# Available data start

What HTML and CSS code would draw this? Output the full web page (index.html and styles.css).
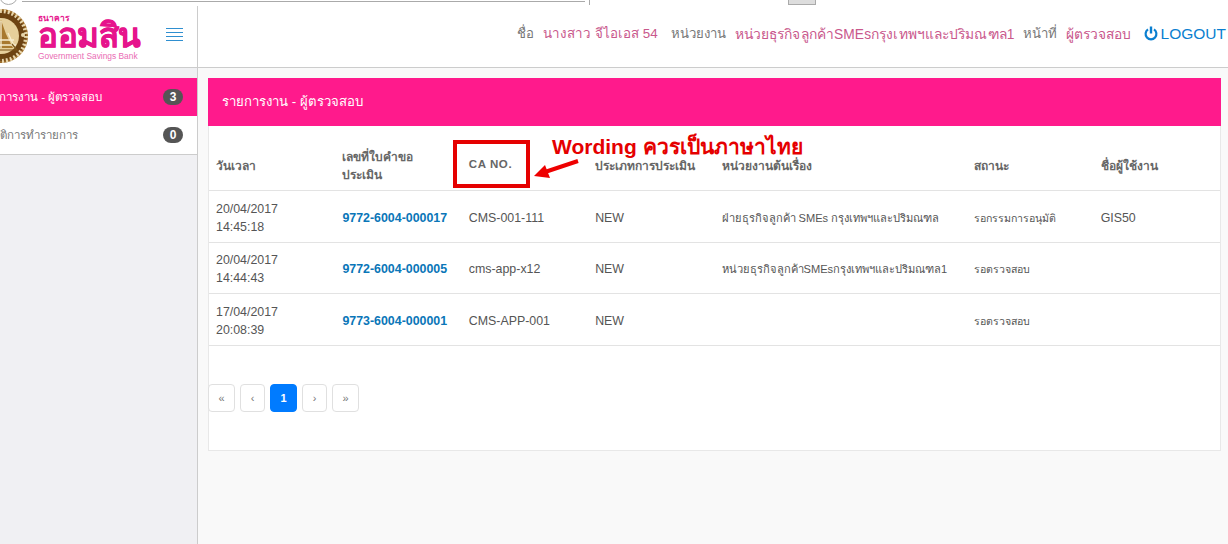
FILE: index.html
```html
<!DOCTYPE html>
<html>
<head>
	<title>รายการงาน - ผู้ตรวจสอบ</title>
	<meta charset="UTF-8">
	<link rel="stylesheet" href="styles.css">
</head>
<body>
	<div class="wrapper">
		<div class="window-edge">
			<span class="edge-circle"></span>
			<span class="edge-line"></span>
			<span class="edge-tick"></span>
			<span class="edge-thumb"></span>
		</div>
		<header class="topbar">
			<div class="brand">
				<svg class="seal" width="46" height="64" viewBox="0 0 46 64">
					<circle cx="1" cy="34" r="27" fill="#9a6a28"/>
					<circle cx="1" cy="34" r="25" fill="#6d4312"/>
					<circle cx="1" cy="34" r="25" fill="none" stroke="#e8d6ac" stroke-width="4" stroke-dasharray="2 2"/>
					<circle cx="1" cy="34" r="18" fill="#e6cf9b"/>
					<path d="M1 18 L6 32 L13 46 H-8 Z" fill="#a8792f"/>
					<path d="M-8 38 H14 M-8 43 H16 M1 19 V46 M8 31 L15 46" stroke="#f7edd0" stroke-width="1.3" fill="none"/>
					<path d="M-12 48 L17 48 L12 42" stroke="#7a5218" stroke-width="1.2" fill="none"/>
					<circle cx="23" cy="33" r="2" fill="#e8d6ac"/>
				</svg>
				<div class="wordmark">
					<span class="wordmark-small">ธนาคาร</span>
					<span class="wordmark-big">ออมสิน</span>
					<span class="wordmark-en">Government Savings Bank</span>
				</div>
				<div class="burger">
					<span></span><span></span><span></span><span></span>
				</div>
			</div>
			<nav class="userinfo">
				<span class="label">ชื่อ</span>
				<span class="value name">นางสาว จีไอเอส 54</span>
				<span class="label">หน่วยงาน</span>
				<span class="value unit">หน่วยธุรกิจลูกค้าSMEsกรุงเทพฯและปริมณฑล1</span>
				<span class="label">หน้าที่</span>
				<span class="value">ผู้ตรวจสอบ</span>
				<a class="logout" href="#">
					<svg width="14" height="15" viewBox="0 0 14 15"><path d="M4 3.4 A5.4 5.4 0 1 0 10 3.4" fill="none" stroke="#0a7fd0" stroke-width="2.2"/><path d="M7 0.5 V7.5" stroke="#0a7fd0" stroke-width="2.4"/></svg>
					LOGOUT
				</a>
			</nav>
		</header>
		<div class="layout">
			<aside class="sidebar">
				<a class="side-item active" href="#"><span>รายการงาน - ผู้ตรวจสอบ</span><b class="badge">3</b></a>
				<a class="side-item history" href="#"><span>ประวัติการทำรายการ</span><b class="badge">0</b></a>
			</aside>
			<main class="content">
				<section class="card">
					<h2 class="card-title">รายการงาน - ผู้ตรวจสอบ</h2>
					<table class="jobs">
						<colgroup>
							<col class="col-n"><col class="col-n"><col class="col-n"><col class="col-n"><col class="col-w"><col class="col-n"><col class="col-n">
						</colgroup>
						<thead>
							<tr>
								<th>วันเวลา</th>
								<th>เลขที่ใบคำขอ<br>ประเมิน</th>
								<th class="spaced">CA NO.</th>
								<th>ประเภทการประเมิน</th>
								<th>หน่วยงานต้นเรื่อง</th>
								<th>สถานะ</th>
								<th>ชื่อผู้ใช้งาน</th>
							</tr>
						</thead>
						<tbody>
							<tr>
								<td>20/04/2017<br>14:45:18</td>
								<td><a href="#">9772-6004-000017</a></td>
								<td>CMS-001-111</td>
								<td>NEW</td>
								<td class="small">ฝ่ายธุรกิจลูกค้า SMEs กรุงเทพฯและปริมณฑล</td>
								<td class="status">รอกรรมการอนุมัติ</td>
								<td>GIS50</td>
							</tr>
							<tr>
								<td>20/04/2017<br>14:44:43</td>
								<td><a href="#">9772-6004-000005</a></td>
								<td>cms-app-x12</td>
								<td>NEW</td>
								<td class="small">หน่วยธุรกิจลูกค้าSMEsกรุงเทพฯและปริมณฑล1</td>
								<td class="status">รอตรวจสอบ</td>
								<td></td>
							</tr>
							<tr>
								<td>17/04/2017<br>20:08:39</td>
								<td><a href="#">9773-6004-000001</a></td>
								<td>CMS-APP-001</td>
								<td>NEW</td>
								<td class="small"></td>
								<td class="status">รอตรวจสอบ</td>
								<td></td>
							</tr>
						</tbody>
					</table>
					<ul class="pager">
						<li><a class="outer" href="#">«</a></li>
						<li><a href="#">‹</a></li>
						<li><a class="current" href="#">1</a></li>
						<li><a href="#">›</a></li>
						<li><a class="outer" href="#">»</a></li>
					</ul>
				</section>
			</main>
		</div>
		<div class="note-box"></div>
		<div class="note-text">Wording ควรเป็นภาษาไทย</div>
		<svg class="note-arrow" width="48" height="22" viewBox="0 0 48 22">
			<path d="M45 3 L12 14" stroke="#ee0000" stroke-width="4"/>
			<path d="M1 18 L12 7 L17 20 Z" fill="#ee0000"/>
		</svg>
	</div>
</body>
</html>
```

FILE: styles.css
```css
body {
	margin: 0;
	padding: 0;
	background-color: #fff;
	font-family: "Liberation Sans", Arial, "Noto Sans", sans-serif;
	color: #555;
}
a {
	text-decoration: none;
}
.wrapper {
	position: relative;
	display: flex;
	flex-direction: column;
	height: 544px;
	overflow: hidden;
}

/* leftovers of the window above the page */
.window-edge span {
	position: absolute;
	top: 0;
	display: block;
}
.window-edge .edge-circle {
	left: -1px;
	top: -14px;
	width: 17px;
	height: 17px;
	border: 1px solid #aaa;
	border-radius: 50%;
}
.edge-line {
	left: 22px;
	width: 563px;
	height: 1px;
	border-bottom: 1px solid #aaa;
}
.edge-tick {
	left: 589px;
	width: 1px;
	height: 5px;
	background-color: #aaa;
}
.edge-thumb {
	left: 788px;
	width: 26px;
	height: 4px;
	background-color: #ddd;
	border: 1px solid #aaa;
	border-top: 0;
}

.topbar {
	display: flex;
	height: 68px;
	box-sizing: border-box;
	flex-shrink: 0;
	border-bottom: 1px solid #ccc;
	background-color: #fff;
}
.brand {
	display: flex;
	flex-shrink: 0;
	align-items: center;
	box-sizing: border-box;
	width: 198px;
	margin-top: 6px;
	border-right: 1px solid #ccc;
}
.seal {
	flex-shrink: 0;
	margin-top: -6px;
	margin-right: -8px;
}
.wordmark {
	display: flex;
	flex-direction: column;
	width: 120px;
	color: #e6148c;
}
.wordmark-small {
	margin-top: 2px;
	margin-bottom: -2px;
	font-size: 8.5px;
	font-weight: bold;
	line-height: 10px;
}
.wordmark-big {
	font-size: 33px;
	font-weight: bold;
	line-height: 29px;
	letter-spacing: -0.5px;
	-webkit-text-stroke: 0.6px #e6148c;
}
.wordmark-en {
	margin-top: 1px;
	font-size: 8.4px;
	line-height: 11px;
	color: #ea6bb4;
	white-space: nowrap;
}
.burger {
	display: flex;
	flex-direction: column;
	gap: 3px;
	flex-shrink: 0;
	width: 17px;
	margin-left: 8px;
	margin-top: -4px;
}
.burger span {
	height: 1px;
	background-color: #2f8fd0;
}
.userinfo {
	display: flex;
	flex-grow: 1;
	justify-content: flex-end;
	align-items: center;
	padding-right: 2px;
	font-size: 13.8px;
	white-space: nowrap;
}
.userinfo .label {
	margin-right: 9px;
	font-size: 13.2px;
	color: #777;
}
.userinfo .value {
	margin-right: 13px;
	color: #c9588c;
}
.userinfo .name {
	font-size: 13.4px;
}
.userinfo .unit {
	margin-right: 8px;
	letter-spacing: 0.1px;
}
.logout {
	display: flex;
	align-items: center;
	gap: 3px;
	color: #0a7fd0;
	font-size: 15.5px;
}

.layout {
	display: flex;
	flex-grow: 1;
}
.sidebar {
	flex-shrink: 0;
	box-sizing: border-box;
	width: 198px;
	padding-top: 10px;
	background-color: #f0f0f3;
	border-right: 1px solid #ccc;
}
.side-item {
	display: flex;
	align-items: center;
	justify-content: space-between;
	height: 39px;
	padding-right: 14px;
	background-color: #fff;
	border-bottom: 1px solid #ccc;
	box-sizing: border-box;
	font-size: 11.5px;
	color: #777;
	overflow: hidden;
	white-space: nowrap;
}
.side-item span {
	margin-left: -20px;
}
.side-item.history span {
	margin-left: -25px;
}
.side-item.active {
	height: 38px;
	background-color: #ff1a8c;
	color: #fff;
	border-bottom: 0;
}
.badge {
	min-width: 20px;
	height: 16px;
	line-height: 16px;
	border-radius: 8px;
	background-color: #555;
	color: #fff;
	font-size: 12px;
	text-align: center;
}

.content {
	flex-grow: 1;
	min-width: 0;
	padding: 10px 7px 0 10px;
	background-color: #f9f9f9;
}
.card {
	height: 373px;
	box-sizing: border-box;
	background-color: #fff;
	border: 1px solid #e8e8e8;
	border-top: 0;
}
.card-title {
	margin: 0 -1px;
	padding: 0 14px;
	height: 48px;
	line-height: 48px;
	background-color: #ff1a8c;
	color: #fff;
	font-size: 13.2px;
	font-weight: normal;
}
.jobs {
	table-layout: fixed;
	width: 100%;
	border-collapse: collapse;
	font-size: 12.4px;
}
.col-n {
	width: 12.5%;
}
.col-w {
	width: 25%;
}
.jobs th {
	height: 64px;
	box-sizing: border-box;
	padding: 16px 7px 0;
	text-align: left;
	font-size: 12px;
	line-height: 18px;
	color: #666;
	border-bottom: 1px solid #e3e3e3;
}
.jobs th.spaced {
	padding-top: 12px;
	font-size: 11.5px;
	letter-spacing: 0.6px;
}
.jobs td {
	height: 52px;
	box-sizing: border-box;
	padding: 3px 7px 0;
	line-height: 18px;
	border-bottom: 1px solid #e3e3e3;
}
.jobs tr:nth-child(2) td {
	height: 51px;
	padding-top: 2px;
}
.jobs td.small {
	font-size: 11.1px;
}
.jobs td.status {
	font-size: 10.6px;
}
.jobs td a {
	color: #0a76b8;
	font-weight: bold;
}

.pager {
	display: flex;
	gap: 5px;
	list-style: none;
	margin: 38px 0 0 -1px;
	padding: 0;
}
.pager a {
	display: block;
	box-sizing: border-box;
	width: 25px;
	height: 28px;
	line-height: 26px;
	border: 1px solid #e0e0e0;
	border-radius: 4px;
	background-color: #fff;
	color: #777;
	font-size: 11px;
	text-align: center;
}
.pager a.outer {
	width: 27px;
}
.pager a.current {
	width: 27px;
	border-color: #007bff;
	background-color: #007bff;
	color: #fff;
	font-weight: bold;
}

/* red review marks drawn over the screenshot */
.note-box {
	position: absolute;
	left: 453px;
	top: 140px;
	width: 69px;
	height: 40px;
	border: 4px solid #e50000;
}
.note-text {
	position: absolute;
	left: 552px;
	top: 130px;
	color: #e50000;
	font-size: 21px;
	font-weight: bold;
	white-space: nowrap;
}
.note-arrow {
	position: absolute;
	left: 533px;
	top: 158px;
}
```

# Available data end

Directions
Pick out the lines above containing the word "index", then copy them.

The reply
What HTML and CSS code would draw this? Output the full web page (index.html and styles.css).
FILE: index.html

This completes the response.